Of all the luxury car brands, Audi has been the most aggressive in terms of putting semi-autonomous technology into its production cars. (See the A8 sedan, a version of which can’t be sold in the US thanks to its partially automated features.) Now the German automaker is offering a sneak peek of its effort to build fully driverless cars, as well as one of the partners it says will be instrumental in putting self-driving cars on the road by 2021.
Audi, which is owned by the Volkswagen Group, recently pledged to spend almost $16 billion (14 billion euros) on electric mobility and self-driving technology through 2023. Much of that work will take place at Autonomous Intelligent Driving (AID), a wholly owned subsidiary of Audi.
The group was founded a year-and-a-half ago, and today around 150 employees. Their headquarters is in Munich, where it also has 12 autonomous test vehicles operating on public roads. Most of the test vehicles are VW Golf hatchbacks, which speaks to AID’s key role as the urban autonomous driving technology supplier for all Volkswagen Group brands like VW, Audi, and Porsche.
Alexandre Haag, the group’s chief technology officer, said AID is to Audi as Cruise is to General Motors, or Argo is to Ford. But rather than acquire an outside company to kickstart its AV program, the German automaker sought to build its self-driving team from scratch.
“Our goal is to develop the full Level 4 stack,” Haag told The Verge. (The Society of Automotive Engineers defines Level 4 as a car that completely drives itself from start to finish within a specifically designated area.) “The first application to be robo-taxi,” Haag added, “and in the long term provide the whole group with a self-driving stack for ownership vehicles, trucks, buses, food deliveries… everything in the long term.”
“Our goal is to develop the full Level 4 stack”
Like most AV programs, the Audi division uses software and deep learning-based approaches to process all the sensing data picked up by its suite of sensors, such as LIDAR point clouds, camera pixels, and radar echoes.

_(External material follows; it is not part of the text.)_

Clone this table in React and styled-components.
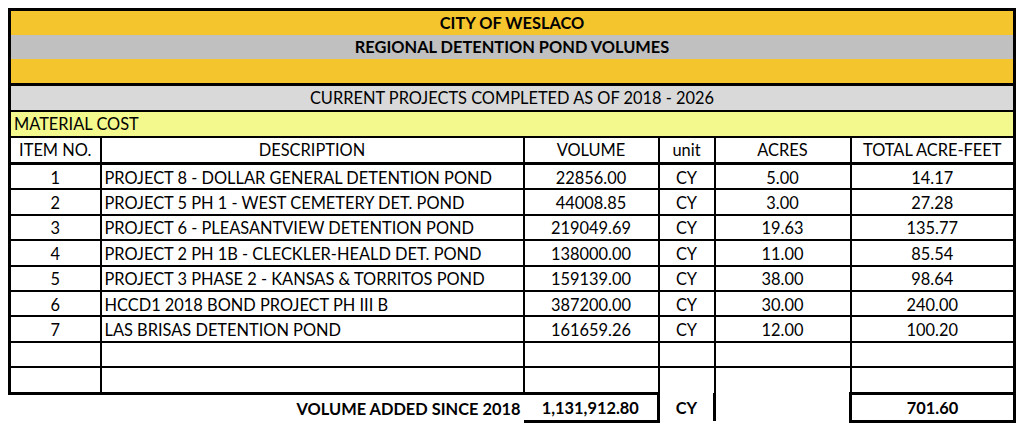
import React from "react";
import styled, { createGlobalStyle } from "styled-components";

const GlobalStyle = createGlobalStyle`
  html, body {
    margin: 0;
    padding: 0;
    background: #ffffff;
  }
`;

const projects = [
  { no: 1, desc: "PROJECT 8 - DOLLAR GENERAL DETENTION POND", volume: "22856.00", acres: "5.00", total: "14.17" },
  { no: 2, desc: "PROJECT 5 PH 1 - WEST CEMETERY DET. POND", volume: "44008.85", acres: "3.00", total: "27.28" },
  { no: 3, desc: "PROJECT 6 - PLEASANTVIEW DETENTION POND", volume: "219049.69", acres: "19.63", total: "135.77" },
  { no: 4, desc: "PROJECT 2 PH 1B - CLECKLER-HEALD DET. POND", volume: "138000.00", acres: "11.00", total: "85.54" },
  { no: 5, desc: "PROJECT 3 PHASE 2 - KANSAS & TORRITOS POND", volume: "159139.00", acres: "38.00", total: "98.64" },
  { no: 6, desc: "HCCD1 2018 BOND PROJECT PH III B", volume: "387200.00", acres: "30.00", total: "240.00" },
  { no: 7, desc: "LAS BRISAS DETENTION POND", volume: "161659.26", acres: "12.00", total: "100.20" },
];

const Page = styled.div`
  padding: 8px 0 0 8px;
`;

const Sheet = styled.table`
  border-collapse: collapse;
  table-layout: fixed;
  width: 1008px;
  font-family: Lato, "Liberation Sans", sans-serif;
  font-size: 16.4px;
  line-height: 20px;
  color: #000;
`;

const TitleCell = styled.td`
  height: 24px;
  padding: 0;
  text-align: center;
  font-weight: ${(p) => (p.$bold ? 700 : 400)};
  background: ${(p) => p.$bg};
  border-left: 3px solid #000;
  border-right: 3px solid #000;
  border-top: ${(p) => (p.$top ? `${p.$top}px solid #000` : "none")};
  border-bottom: ${(p) => (p.$bottom ? `${p.$bottom}px solid #000` : "none")};
`;

const LabelCell = styled(TitleCell)`
  text-align: left;
  padding-left: 3px;
`;

const HeadCell = styled.td`
  height: 24px;
  padding: 0 2px;
  text-align: ${(p) => p.$align || "center"};
  white-space: nowrap;
  border: 2px solid #000;
  border-bottom-width: 3px;
  &:first-child {
    border-left-width: 3px;
  }
  &:last-child {
    border-right-width: 3px;
  }
`;

const DataCell = styled.td`
  height: 21.4px;
  padding: 2px 3px 0;
  text-align: ${(p) => p.$align || "center"};
  white-space: nowrap;
  border: 2px solid #000;
  border-bottom: ${(p) => (p.$open ? "none" : p.$last ? "3px solid #000" : "2px solid #000")};
  &:first-child {
    border-left-width: 3px;
  }
  &:last-child {
    border-right-width: 3px;
  }
`;

const FootLabel = styled.td`
  height: 23px;
  padding: 2px 3px 0;
  text-align: right;
  font-weight: 700;
  white-space: nowrap;
  border: none;
  border-top: 3px solid #000;
`;

const FootCell = styled.td`
  height: 23px;
  padding: 2px 3px 0;
  text-align: center;
  font-weight: 700;
  white-space: nowrap;
  border-top: ${(p) => (p.$boxed ? "3px solid #000" : "none")};
  border-bottom: ${(p) => (p.$boxed ? "3px solid #000" : "none")};
  border-left: ${(p) => (p.$left ? "3px solid #000" : "none")};
  border-right: ${(p) => (p.$right ? "3px solid #000" : "none")};
`;

const Columns = () => (
  <colgroup>
    <col style={{ width: 91 }} />
    <col style={{ width: 423 }} />
    <col style={{ width: 135 }} />
    <col style={{ width: 56 }} />
    <col style={{ width: 136 }} />
    <col style={{ width: 164 }} />
  </colgroup>
);

export default function App() {
  return (
    <Page>
      <GlobalStyle />
      <Sheet>
        <Columns />
        <tbody>
          <tr>
            <TitleCell colSpan={6} $bg="#F5C52E" $bold $top={3}>
              CITY OF WESLACO
            </TitleCell>
          </tr>
          <tr>
            <TitleCell colSpan={6} $bg="#C0C0C0" $bold>
              REGIONAL DETENTION POND VOLUMES
            </TitleCell>
          </tr>
          <tr>
            <TitleCell colSpan={6} $bg="#F5C52E" $bottom={3} />
          </tr>
          <tr>
            <TitleCell colSpan={6} $bg="#D9D9D9" $bottom={2}>
              CURRENT PROJECTS COMPLETED AS OF 2018 - 2026
            </TitleCell>
          </tr>
          <tr>
            <LabelCell colSpan={6} $bg="#F3F98C" $bottom={2}>
              MATERIAL COST
            </LabelCell>
          </tr>
          <tr>
            <HeadCell>ITEM NO.</HeadCell>
            <HeadCell>DESCRIPTION</HeadCell>
            <HeadCell>VOLUME</HeadCell>
            <HeadCell>unit</HeadCell>
            <HeadCell>ACRES</HeadCell>
            <HeadCell>TOTAL ACRE-FEET</HeadCell>
          </tr>
          {projects.map((p) => (
            <tr key={p.no}>
              <DataCell>{p.no}</DataCell>
              <DataCell $align="left">{p.desc}</DataCell>
              <DataCell>{p.volume}</DataCell>
              <DataCell>CY</DataCell>
              <DataCell>{p.acres}</DataCell>
              <DataCell>{p.total}</DataCell>
            </tr>
          ))}
          <tr>
            <DataCell />
            <DataCell />
            <DataCell />
            <DataCell />
            <DataCell />
            <DataCell />
          </tr>
          <tr>
            <DataCell $last />
            <DataCell $last />
            <DataCell $last />
            <DataCell $open />
            <DataCell $open />
            <DataCell $last />
          </tr>
          <tr>
            <FootLabel colSpan={2}>VOLUME ADDED SINCE 2018</FootLabel>
            <FootCell $boxed $right>
              1,131,912.80
            </FootCell>
            <FootCell $right>CY</FootCell>
            <FootCell />
            <FootCell $boxed $left $right>
              701.60
            </FootCell>
          </tr>
        </tbody>
      </Sheet>
    </Page>
  );
}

This perception data models the vehicle’s environment, both near and far, by detecting objects, vehicles, pedestrians, and other challenging obstacles.
That said, Audi is not as far ahead as other automakers in developing and deploying automated vehicles. Waymo, the self-driving division of Alphabet, just launched a very limited commercial robot taxi service outside of Phoenix, Arizona. GM says it will unveil its own ride-hailing service in San Francisco in 2019. Audi is aiming to deploy its robot taxis at scale in 2021, the same year targeted by Ford for its service.
“Frankly, I think there’s some hype out there,” Haag said. “I think we’re still some way from real scaling… I have a high opinion of Waymo, but I think [GM’s] Cruise is hyping a little bit more. I think they have a good team and are on a good path, but I’m quite sure if they release something in 2019, it’s going to be very marginal, very small. Maybe a dedicated lane, fixed-route shuttle, a few kilometers or something like this. But being able to do all of San Francisco, or even just Market Street, I really don’t see this happening next year.”
That said, Haag acknowledged the challenges of developing fully driverless cars, something he said all car companies are currently grappling with. Perception, or the car’s ability to “see” and correctly identify nearby objects, is incredibly difficult, as is predicting what those objects will do.
“When you’re at 95 percent, you’ve just scratched the surface”
“Getting to 90 percent [in perception] is fairly easy,” Haag said. “Getting to 95 percent starts to get interesting. And then you still need to go way beyond that. Nine point nine nine nine nine… Adding each nine is ten times harder. When you’re at 95 percent, you’ve just scratched the surface.”
To boost its efforts, Audi is bringing on some new suppliers to help with these challenges of perception and prediction. On Tuesday, AID announced that it will be working with Luminar, a Palo Alto-based startup that makes LIDAR sensors and perception software for autonomous vehicles. Luminar supplies Volvo and the Toyota Research Institute, as well as several other automakers it hasn’t revealed yet. LIDAR, the laser sensor that sends millions of laser points out per second and measures how long they take to bounce back, is seen as a key ingredient to autonomous driving.
Haag said he was impressed with the range and point-cloud density of Luminar’s LIDAR. “If you have a more powerful sensor, it makes your perception task easier,” he said. “And that’s where Luminar comes in.” AID’s vehicles will use Luminar’s sensors for long-range perception and detection, as well as shorter range LIDAR made by Velodyne for closer objects.
“It’s a big win,” said Austin Russell, the CEO of Luminar. His company has been working with Audi for over a year, but is only just now ready to talk about their partnership. As a relative newcomer to self-driving, Russell said that AID is more nimble than other AV operators that have been working on the technology for a decade or more.
“These guys don’t necessarily have a lot of the baggage to be encumbered by from software stacks that have been developed from previous years on different sensing types,” he said. Other operators can get bogged down by “legacy code that prevents them from being agile and move easily to new platforms, like ours,” Russell added.